▸ TASK PROMPT:
Count the lines that include the string "index", and give only that number.

▸ RECORDED DATA:

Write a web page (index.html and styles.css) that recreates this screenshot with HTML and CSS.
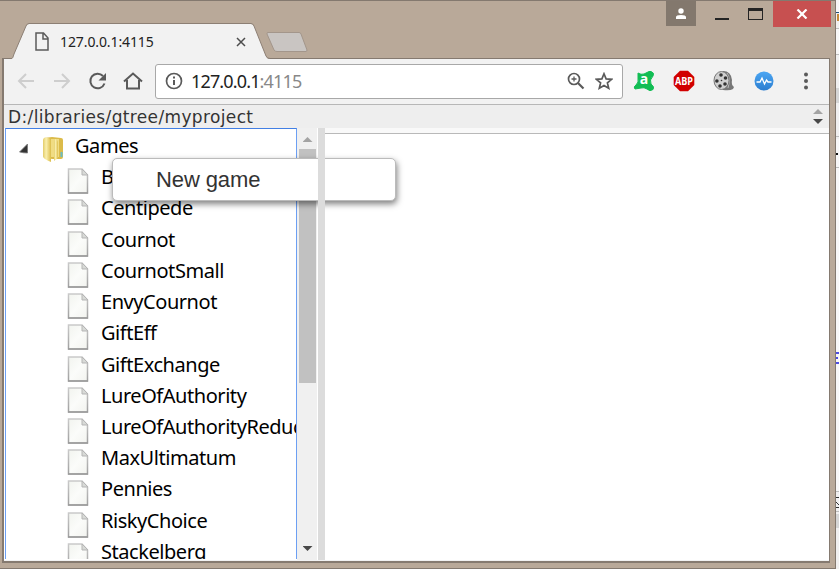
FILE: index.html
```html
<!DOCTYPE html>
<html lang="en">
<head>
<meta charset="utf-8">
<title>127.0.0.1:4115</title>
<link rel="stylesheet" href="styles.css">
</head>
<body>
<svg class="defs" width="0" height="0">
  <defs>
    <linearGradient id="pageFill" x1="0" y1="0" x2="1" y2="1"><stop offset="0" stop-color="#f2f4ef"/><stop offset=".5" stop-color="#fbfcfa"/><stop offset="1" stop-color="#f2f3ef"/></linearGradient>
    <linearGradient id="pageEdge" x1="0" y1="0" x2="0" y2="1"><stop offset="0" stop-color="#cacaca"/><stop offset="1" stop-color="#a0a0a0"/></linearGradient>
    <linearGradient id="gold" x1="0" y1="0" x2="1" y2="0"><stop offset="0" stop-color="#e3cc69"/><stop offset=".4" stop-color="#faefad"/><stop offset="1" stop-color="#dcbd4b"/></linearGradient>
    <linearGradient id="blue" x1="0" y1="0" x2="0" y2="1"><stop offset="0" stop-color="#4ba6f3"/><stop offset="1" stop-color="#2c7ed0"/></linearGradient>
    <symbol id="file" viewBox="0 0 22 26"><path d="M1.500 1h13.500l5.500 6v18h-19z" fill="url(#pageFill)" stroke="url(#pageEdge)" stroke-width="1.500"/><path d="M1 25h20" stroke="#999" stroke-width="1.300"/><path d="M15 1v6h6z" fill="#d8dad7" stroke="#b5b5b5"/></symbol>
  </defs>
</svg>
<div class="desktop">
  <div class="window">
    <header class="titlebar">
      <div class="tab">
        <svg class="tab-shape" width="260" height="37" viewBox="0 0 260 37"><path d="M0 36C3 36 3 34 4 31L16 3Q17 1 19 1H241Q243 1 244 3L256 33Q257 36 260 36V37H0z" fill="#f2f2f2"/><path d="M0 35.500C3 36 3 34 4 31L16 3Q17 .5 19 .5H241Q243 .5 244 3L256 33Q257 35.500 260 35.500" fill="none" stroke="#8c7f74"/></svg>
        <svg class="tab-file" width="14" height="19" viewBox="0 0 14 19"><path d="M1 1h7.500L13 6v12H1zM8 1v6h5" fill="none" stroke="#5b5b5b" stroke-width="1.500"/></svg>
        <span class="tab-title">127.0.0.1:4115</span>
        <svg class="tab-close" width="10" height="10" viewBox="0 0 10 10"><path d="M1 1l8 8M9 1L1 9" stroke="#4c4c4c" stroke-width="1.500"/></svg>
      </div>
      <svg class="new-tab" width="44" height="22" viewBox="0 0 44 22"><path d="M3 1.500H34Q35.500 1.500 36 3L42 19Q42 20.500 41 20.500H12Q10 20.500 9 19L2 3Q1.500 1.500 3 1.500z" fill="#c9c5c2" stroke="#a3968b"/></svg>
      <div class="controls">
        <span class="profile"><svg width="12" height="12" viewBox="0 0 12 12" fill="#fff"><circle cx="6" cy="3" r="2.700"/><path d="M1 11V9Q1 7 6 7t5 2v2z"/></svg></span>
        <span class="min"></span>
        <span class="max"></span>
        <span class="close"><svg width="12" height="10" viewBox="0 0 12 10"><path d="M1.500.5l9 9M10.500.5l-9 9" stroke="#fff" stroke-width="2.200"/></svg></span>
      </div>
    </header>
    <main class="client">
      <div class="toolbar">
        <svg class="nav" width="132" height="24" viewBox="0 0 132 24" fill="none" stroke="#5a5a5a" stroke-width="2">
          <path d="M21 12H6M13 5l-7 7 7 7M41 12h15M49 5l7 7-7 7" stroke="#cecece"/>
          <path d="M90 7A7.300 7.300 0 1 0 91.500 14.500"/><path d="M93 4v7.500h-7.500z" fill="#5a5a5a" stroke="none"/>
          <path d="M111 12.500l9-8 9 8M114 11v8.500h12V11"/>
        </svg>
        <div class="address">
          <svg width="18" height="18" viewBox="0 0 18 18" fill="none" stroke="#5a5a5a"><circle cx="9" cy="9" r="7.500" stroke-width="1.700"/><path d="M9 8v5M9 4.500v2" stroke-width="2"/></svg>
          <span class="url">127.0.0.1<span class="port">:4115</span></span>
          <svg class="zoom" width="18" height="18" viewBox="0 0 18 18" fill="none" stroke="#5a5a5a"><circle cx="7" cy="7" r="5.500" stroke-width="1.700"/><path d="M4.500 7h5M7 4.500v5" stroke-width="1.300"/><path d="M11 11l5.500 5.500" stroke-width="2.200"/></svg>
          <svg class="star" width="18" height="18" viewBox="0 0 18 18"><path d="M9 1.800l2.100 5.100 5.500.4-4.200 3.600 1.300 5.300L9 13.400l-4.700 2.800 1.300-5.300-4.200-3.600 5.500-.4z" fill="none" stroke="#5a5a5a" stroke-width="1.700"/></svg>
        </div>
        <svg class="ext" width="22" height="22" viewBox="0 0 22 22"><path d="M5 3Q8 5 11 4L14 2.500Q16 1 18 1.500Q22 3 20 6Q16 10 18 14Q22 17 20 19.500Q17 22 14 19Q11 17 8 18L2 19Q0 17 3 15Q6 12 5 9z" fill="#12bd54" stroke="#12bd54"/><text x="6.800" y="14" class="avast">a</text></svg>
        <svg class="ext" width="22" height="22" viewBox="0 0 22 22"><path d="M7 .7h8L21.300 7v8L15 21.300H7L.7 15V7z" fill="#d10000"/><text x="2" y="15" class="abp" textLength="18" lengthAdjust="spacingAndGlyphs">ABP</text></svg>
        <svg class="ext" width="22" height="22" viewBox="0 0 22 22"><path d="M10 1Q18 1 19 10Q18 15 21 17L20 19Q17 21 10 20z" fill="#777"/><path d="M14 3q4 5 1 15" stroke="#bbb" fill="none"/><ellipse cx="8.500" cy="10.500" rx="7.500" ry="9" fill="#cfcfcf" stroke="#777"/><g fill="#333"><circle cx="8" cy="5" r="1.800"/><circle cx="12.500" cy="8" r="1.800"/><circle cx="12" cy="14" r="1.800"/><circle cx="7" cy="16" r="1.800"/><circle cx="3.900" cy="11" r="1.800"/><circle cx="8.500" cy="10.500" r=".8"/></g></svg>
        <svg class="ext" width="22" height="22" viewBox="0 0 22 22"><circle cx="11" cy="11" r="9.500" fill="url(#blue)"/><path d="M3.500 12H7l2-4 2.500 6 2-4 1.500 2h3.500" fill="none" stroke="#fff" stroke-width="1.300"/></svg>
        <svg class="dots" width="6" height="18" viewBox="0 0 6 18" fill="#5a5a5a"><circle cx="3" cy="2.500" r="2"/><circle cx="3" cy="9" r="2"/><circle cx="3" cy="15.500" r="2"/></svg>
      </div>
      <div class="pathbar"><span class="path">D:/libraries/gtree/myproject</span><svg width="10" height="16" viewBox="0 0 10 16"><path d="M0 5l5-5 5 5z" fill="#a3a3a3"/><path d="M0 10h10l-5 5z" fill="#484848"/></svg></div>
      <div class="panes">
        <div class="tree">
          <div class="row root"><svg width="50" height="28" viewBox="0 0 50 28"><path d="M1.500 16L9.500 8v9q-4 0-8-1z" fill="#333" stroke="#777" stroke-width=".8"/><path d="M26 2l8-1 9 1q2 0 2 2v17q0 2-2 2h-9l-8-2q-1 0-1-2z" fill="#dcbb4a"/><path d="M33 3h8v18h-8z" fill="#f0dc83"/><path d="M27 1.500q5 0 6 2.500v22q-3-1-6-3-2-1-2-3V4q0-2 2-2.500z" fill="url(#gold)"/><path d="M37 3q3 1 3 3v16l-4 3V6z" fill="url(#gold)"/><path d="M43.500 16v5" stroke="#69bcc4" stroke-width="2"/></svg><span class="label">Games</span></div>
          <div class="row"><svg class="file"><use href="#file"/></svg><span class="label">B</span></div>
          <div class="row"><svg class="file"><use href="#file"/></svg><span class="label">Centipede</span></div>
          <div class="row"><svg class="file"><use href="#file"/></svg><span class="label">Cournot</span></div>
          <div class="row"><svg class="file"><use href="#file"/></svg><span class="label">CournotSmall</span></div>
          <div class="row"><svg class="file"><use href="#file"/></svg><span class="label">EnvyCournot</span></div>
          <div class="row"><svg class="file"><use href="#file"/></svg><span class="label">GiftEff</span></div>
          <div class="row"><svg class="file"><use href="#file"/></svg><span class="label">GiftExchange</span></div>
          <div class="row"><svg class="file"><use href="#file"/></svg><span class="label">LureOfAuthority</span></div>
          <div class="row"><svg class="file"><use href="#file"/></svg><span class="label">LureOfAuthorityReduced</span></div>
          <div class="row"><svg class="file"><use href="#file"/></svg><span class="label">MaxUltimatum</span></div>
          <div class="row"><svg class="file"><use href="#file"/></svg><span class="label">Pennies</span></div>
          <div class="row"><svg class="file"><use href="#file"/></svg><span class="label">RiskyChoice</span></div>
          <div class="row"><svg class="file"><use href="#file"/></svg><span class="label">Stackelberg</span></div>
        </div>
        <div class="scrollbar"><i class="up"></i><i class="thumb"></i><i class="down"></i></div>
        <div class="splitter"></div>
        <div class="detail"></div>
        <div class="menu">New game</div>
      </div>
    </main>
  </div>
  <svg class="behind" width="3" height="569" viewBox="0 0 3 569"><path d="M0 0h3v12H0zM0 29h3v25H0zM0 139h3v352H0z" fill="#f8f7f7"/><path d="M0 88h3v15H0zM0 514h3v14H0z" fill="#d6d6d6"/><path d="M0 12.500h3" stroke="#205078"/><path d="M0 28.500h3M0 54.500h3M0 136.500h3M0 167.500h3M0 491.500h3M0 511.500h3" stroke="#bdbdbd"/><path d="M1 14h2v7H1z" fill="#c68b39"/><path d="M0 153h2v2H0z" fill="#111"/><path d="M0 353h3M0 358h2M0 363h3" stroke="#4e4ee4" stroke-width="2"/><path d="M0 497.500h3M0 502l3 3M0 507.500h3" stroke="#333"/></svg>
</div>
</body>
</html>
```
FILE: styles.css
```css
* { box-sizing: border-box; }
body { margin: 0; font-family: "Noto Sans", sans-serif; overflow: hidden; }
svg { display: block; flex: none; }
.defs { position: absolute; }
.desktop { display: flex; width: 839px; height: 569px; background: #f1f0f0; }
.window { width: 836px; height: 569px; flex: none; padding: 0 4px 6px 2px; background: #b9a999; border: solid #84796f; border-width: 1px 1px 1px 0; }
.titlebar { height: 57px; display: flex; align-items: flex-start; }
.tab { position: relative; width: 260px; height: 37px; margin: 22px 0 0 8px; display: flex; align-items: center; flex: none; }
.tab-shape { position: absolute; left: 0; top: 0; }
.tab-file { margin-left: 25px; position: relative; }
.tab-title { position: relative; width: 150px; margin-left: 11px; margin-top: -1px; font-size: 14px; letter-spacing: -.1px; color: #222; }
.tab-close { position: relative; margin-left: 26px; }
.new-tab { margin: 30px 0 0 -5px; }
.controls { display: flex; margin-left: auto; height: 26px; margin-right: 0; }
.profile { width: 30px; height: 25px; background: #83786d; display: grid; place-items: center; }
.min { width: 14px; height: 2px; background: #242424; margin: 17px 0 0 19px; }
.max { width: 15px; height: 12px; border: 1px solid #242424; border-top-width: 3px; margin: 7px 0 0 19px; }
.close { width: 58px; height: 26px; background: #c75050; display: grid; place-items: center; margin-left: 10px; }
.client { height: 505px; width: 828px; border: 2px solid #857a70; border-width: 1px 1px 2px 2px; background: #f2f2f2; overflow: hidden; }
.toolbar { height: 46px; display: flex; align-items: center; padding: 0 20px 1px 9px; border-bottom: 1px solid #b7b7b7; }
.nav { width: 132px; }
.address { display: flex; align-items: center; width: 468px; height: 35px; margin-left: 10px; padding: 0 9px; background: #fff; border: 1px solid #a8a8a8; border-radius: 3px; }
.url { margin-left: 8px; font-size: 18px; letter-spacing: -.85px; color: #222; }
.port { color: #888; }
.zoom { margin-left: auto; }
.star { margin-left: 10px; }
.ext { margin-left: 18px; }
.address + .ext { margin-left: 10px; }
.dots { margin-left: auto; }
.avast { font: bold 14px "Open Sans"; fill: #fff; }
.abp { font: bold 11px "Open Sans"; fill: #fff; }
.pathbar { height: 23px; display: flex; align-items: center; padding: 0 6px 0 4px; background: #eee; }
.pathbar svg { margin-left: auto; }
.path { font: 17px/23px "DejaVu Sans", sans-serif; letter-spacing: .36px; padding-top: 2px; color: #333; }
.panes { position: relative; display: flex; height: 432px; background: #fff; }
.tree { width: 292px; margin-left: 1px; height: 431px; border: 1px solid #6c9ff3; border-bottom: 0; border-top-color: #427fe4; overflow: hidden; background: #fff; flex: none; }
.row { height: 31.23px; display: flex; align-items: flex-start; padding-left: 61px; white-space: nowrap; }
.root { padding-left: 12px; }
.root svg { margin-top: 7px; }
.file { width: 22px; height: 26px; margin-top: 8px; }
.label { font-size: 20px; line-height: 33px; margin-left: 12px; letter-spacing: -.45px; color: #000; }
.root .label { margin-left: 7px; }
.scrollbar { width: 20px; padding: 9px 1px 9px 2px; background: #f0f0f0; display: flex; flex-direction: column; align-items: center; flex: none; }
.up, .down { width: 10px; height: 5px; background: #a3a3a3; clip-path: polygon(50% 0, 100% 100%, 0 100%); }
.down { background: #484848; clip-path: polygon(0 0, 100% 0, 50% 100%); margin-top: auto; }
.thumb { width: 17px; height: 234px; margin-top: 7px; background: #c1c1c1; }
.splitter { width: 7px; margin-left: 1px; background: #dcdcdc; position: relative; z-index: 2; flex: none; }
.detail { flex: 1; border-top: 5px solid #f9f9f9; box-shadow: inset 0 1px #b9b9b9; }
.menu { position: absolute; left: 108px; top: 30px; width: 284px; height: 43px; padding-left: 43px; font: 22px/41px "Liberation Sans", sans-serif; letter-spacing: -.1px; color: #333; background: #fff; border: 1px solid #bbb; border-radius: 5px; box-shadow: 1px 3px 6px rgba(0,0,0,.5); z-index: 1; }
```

▸ ANSWER FOR THIS EXERCISE:
4